Ultra-Fine Entity Typing

Eunsol Choi

Omer Levy

Yejin Choi

Luke Zettlemoyer*

Paul G. Allen School of Computer Science & Engineering, University of Washington

*Allen Institute for Artificial Intelligence, Seattle WA

Proceedings of the 56th Annual Meeting of the Association for Computational Linguistics (Long Papers), pages 87-96

Abstract

New entity typing task.
New evaluation sets.
New model can predict open types.
- Achieves state-of-the-art performance.
- Set baseline for the new dataset.

Introduction

Example

Bill robbed John. He was arrested.
- "Bill", "he" are both "criminal".
  - Due to "robbing" & "arresting".
- "John" is a "victim".
  - Because he was "robbed".

New Task

Given a sentence with a target entity mention.
Predict free-form NP for the target entities.

Existing Datasets

The label is heavily skewed toward coarse-grained types.
e.g. OntoNotes dataset marked about half of mentions as "other".

New Dataset

More diverse and fine-grained.

Task & Data

Task

Given a sentence and an entity mention \(e\).
Predict a set of natural-language phrases \(T\) that describe the type of \(e\).
The selection of \(T\) is context sensitive.
- e.g. "Bill Gates has donated billions to eradicate malaria."
- "Bill Gates" should be typed as "philanthropist" but not "inventor".

Data

About 6K mentions via crowdsourcing.
Using a large type vocabulary.

Sentence Source

Gigaword
OntoNotes
Web Articles
- Via links to Wikipedia

Automatic Mention Detection

Maximal NP from constituency parser.
Mentions from coreference resolution system.
e.g. In 1817, in collaboration with David Hare, he set up the Hindu College.

Annotators

5 workers from Mechanical Turk.
About 10K frequent NPs from Wiktionary.
Provide labels per each example.
Using WordNet to expand synonyms and hypernyms.
Only collect types selected by at least 3 annotators.

Data Analysis

Each type is classified into 3 disjoint bins:
- 9 general types
  - e.g. person, location.
- 121 fine-grained types
  - Such as film, athlete.
  - Mapped to labels from prior work.
- 10,201 ultra-fine types
  - Encompassing every other label in the type space.
  - e.g. detective, lawsuit.

Data Analysis

6K examples
5 labels per example.
- 0.9 general type
- 0.6 fine types
- 3.9 ultra-fine types.
2.3k of unique types.
429 types to cover 80% labels.

Type Coverage

To cover 80%:
- FIGER requires only 7 types.
- OntoNotes requires only 4 types.
- The new dataset requires 429 types.

Mention Coverage

Existing datasets focus on named entity mentions.
- OntoNotes contained nomial expressions.
The new dataset:
- 40% pronouns.
- 38% nominal expressions.
- 22% named entity mentions.

Distant Supervision

Fine-grained NER systems is typically obtained by:
- Linking entity mentions.
- Drawing their types from knowledge bases.
Limitations
- Recall can suffer due to KB incompleteness.
- Precision can suffer when the selected types do not fit the context.

Recall Problem

Mining entity mentions that were linked to wiki page.
Extract types from their encyclopedic definitions.

Precision Problem

A new source of distant supervision.
Automatically extracted nominal head words from raw text.
Using head words as a form of distant supervision provides fine-grained information about mentions.
- e.g. The 44th president of Unite State.

Entity Linking

The first sentence of a wiki page often states the entity's type via an "is a" relation.
Extracted descriptions for 3.1M entities which contain 4.6K unique type labels.

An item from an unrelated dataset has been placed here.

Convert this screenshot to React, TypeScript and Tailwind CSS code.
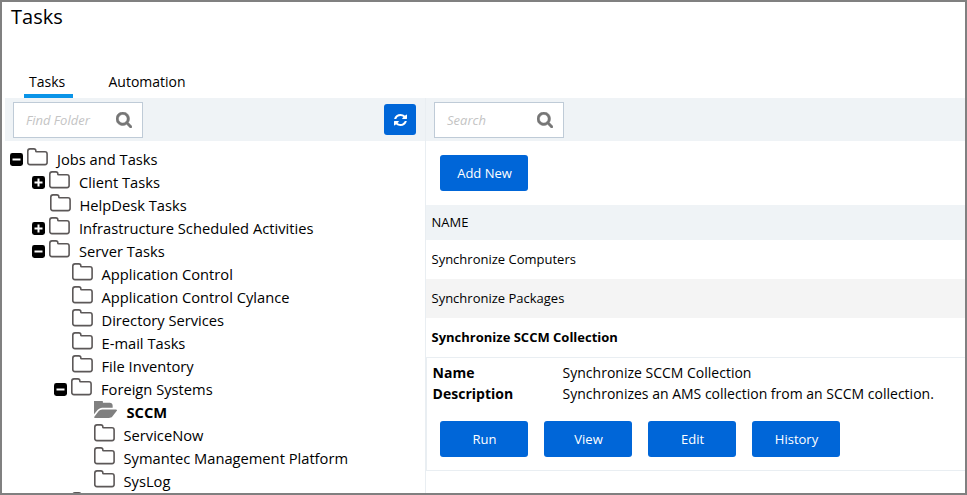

Contextualized Supervision

Many nominal entity mentions include type information.
Nominal head words are extracted.
- With a dependency parser from Gigaword and Wikilink.
Lower case all words and convert plural to singular.

Model

The architecture is from neural AttentiveNER model.
- Improving the representations.
- Introducing a new multitask objective to handle multiple sources of supervision.

Context Representation

Given a sentence \(x_1, ..., x_n\)
Represent each token \(x_i\) using a pre-trained word embedding \(w_i\).
Concatenate an additional location embedding \(l_i\).
- Whether \(x_i\) is before, inside, or after the mention.

Context Representation

Using \([x_i;l_i]\) as an input to a bidirectional LSTM.
- Producing a contextualized representation \(h_i\) for each token.
Represent the context \(c\) as a weighted sum of the contextualized token representations using MLP-based attention:
- \(a_i=SoftMax_i(v_a\cdot relu(W_ah_i))\)
- \(W_a\) and \(v_a\) are parameters of MLP.

Mention Representation

Represent the mention \(m\) as the concatenation of two items:
- A character-based representation produced by a CNN.
- A weighted sum of the pre-trained word embeddings in the mention span computed by attention.

Final Representation

Concatenation of context and mention representation.
The final representation: \(r=[c;m]\)

Label Prediction

A type label embedding matrix \(W_t \in R^{n\times d}\)
- \(n\) is the number of labels in prediction space.
- \(d\) is the dimension of \(r\).
This matrix is combination of \(W_{gerenal}, W_{fine}, W_{ultra}\).
Each type's probability is predicted via the sigmoid of its inner product with \(r: y=\sigma(W_tr)\)
- Predict every type \(t\) for which \(y_t>0.5\).
- Or \(arg\ max\ y_t\) if no such type.

Multiple Source

Distant supervision provide partial ultra-fine types.
KBs provide general types.
Head words provide only ultra-fine types.

Multitask Objective

Divide labels into three bins (general, fine, and ultra-fine).
Update labels only in bin.
The training objective is to minimize \(J\) where \(t\) is the target vector at each granularity:
- \(J_{all}=J_{general}\cdot 1_{general}(t)+J_{fine}\cdot 1_{fine}(t)+J_{ultra}\cdot 1_{ultra}(t)\)
- \(l_{category}(t)\) is an indicator function
  - To check if \(t\) contains a type in the category.
- \(J_{category}\) is the category-specific logistic regression objective:
  - \(J=-\sum_{i}t_i\cdot log(y_i)+(1-t_i)\cdot log(1-y_i)\)

Evaluation

Experiment

The AttentiveNER were reimplemented for reference.
Measure
- Macro-averaged precision, recall, F1.
- average mean reciprocal rank (MRR).

Results

Breakdown Results

Analysis

50 examples were analyzed from the dev set.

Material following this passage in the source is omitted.